**What you will do:**
Pick out all lines in the listing holding the string "this" and copy them.

──────

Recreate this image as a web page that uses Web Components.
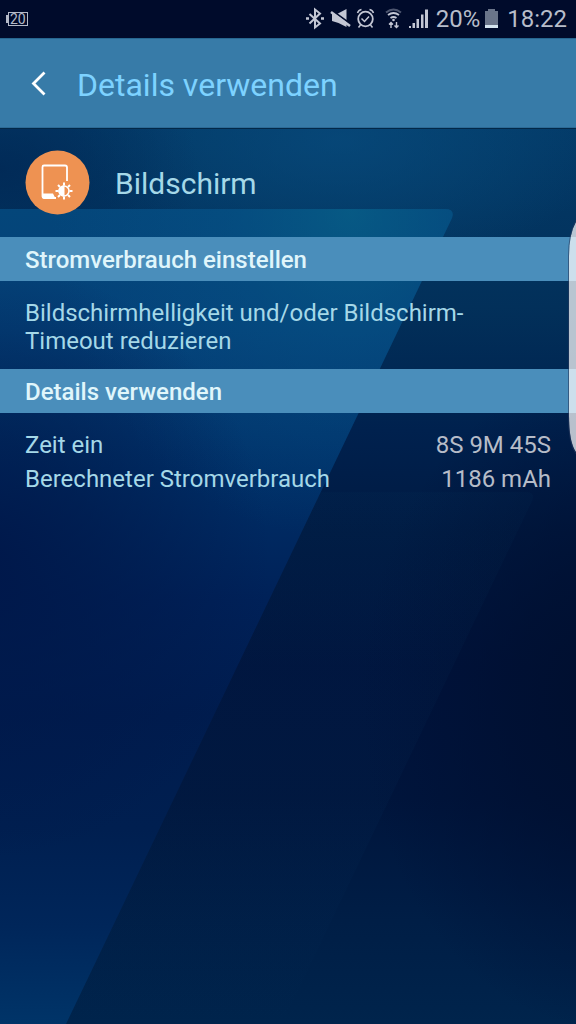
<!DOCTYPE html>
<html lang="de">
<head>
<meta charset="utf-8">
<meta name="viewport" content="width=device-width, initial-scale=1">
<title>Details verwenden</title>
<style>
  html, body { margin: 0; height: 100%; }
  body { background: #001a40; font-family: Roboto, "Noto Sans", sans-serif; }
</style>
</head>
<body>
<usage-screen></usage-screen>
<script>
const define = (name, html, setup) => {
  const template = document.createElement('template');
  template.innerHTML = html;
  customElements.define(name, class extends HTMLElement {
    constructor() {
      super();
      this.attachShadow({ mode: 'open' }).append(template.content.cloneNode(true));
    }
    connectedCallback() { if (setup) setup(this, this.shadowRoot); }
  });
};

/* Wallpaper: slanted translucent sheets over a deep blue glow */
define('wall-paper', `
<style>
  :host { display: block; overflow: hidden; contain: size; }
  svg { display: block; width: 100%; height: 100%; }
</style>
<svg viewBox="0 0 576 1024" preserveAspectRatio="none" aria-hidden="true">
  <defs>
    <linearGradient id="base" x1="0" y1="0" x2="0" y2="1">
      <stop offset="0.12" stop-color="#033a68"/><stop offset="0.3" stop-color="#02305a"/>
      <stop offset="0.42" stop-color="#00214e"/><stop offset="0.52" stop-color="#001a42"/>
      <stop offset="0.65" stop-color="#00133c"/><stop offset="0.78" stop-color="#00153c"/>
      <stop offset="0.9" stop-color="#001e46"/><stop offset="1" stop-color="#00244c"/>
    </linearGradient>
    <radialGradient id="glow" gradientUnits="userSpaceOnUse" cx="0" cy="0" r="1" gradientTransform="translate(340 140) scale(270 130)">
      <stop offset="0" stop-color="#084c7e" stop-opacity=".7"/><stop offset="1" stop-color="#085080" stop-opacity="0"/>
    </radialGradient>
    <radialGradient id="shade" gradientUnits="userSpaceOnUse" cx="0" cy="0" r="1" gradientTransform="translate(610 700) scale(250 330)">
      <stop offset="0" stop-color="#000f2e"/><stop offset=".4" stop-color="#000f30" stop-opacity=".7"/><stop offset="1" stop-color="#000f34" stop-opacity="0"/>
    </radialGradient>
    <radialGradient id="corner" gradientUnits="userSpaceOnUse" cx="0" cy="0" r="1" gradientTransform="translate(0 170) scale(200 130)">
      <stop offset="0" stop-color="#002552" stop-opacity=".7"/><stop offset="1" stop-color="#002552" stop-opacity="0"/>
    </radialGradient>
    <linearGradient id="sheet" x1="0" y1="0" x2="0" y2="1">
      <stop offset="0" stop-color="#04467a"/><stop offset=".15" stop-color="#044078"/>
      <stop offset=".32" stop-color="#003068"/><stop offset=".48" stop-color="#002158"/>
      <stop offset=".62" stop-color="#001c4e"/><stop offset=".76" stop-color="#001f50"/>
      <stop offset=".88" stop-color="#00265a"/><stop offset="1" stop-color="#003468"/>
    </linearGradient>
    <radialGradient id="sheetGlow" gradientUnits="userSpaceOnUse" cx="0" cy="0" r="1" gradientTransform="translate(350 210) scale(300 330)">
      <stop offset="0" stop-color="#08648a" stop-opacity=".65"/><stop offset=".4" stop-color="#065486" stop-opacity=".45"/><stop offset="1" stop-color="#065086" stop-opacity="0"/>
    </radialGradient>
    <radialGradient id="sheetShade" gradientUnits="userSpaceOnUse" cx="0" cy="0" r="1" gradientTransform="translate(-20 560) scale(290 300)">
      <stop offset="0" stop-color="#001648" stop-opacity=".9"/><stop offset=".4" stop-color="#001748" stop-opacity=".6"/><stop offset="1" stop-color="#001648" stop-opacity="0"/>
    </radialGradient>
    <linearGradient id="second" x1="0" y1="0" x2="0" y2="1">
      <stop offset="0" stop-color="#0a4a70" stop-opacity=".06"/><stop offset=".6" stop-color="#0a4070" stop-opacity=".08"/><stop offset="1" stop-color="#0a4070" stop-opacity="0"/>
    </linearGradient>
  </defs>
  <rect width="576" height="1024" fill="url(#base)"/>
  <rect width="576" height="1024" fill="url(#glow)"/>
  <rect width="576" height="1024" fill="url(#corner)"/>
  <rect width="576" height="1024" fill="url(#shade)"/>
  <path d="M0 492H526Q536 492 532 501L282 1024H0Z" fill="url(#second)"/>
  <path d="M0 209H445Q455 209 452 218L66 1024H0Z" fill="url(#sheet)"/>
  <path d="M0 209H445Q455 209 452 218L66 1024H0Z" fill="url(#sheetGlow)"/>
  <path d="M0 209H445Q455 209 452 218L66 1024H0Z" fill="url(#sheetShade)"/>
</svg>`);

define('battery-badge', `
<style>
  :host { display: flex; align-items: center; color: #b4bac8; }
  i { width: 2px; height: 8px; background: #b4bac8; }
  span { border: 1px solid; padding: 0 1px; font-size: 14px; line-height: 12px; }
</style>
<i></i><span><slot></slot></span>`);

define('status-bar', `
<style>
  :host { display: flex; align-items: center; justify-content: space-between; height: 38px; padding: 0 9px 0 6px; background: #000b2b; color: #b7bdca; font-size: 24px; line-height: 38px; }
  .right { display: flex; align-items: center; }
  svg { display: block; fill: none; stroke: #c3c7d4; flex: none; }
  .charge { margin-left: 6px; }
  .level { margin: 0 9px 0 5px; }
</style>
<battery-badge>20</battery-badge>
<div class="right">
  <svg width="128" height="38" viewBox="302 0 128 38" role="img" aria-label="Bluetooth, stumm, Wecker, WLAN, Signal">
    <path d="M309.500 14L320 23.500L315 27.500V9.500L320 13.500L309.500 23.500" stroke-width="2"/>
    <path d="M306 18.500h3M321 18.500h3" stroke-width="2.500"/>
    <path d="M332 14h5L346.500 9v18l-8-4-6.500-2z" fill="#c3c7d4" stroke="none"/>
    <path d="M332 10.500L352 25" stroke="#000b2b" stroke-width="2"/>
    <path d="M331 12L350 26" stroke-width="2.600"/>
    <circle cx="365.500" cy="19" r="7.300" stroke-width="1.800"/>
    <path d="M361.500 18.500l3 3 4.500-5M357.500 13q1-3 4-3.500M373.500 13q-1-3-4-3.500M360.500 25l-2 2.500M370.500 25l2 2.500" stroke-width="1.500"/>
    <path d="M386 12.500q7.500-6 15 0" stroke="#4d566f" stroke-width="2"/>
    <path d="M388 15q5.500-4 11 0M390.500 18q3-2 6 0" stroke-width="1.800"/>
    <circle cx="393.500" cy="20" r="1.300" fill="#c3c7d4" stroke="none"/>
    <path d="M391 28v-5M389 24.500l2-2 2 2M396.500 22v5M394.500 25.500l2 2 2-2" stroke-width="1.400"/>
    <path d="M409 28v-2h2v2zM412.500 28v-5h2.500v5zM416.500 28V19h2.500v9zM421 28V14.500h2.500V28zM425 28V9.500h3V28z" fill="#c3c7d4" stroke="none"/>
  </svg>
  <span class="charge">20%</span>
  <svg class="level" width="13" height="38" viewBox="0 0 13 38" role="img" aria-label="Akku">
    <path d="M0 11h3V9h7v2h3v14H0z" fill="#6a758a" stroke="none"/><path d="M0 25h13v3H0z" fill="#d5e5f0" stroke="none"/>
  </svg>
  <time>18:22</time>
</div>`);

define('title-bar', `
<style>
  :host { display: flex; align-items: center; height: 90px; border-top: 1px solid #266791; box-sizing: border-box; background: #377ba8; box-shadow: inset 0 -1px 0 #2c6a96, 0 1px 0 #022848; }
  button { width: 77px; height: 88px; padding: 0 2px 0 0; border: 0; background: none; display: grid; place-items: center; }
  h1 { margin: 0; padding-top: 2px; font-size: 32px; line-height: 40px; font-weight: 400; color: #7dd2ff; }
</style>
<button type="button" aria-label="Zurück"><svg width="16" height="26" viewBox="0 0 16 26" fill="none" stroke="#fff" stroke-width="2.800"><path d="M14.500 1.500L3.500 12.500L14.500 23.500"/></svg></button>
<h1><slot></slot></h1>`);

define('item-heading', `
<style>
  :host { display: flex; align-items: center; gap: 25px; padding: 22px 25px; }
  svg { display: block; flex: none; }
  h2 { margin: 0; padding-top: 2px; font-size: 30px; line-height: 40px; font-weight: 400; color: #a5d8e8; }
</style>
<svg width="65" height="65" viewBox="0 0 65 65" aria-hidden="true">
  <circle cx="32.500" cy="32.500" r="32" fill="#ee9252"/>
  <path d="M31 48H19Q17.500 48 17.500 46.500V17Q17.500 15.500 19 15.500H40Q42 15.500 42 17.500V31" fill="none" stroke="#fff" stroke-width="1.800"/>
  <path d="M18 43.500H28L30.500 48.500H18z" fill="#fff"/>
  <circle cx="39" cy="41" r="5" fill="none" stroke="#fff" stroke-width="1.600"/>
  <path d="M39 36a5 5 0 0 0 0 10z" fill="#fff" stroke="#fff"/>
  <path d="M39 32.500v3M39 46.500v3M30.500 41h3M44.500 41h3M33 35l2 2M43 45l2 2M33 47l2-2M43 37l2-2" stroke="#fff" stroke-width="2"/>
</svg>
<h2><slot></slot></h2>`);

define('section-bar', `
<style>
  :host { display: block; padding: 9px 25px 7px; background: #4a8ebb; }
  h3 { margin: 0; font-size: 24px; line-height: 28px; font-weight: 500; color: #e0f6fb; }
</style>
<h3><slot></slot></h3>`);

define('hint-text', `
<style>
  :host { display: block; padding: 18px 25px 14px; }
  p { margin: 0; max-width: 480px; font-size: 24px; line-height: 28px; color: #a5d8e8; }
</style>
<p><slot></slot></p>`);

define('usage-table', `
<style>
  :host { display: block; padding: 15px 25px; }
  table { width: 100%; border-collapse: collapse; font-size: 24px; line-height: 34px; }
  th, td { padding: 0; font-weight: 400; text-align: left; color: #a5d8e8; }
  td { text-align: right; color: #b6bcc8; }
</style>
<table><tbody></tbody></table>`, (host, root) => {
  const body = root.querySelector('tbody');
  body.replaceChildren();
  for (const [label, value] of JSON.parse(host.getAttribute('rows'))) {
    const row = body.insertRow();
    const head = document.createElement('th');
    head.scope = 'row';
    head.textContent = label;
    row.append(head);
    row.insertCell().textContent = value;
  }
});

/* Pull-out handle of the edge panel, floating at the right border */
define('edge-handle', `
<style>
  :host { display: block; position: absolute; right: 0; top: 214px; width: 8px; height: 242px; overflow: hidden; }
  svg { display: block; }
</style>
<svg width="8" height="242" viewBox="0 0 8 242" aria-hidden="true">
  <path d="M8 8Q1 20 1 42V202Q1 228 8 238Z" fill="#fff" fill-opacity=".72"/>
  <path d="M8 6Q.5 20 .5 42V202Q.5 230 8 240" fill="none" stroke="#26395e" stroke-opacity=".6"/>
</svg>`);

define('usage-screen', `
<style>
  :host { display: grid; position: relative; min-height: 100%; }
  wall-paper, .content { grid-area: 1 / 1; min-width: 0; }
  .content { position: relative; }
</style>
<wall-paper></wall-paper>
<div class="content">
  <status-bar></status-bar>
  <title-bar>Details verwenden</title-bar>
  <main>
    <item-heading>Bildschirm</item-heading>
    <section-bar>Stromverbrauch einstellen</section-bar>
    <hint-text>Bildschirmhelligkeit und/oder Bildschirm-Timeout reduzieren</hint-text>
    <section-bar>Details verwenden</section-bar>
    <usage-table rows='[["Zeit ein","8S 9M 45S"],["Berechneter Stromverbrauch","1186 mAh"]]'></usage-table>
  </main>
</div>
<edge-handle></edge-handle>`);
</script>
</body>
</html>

──────

**Expected answer:**
Recreate this image as a web page that uses Web Components.
      this.attachShadow({ mode: 'open' }).append(template.content.cloneNode(true));
    connectedCallback() { if (setup) setup(this, this.shadowRoot); }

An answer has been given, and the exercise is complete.